__REQUIREMENTS__: Select, from the data, each line where "full" occurs.

__RAW DATA__:
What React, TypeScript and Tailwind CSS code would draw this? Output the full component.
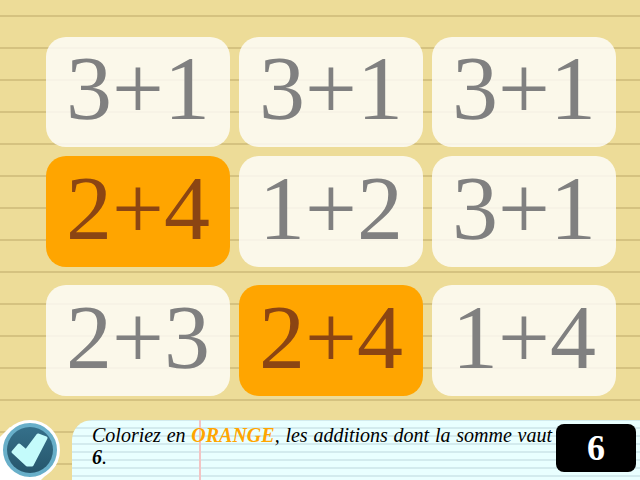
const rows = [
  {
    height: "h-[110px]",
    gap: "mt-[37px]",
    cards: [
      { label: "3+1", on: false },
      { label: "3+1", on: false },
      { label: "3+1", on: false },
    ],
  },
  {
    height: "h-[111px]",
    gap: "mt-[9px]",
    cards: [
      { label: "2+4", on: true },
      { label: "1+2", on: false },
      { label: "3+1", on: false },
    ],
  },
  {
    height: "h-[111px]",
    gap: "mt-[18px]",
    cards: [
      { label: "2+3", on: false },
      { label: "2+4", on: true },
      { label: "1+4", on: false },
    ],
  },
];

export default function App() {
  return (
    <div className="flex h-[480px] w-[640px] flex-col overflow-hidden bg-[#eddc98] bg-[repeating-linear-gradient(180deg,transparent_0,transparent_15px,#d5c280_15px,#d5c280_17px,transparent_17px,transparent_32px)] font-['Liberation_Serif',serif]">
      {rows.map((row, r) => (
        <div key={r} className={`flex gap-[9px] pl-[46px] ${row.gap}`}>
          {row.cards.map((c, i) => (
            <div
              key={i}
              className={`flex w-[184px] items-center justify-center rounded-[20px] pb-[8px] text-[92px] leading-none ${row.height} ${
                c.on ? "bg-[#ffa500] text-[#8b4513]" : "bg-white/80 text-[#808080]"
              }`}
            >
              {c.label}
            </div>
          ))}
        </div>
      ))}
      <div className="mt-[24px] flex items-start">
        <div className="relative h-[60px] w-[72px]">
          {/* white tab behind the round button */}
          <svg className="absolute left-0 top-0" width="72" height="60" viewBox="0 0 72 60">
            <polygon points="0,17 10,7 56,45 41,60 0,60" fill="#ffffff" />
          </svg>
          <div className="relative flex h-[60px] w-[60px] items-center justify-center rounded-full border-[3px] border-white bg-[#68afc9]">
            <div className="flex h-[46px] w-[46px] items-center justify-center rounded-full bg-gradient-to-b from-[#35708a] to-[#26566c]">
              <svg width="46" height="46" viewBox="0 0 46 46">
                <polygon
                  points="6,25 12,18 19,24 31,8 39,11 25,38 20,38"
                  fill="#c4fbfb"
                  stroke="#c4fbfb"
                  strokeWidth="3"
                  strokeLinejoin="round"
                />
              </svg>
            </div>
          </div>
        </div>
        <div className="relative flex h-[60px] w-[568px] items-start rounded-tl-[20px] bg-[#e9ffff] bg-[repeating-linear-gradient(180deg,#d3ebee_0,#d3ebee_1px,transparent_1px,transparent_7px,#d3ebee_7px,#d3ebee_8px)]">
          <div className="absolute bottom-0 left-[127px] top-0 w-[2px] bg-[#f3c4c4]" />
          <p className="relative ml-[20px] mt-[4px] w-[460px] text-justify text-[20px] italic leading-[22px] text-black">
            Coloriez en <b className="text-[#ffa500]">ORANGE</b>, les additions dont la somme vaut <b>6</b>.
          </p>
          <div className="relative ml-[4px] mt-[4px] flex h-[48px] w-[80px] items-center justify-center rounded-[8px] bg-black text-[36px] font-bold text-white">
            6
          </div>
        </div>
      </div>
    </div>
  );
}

__EXPECTED OUTPUT__:
What React, TypeScript and Tailwind CSS code would draw this? Output the full component.
          <div className="relative flex h-[60px] w-[60px] items-center justify-center rounded-full border-[3px] border-white bg-[#68afc9]">
            <div className="flex h-[46px] w-[46px] items-center justify-center rounded-full bg-gradient-to-b from-[#35708a] to-[#26566c]">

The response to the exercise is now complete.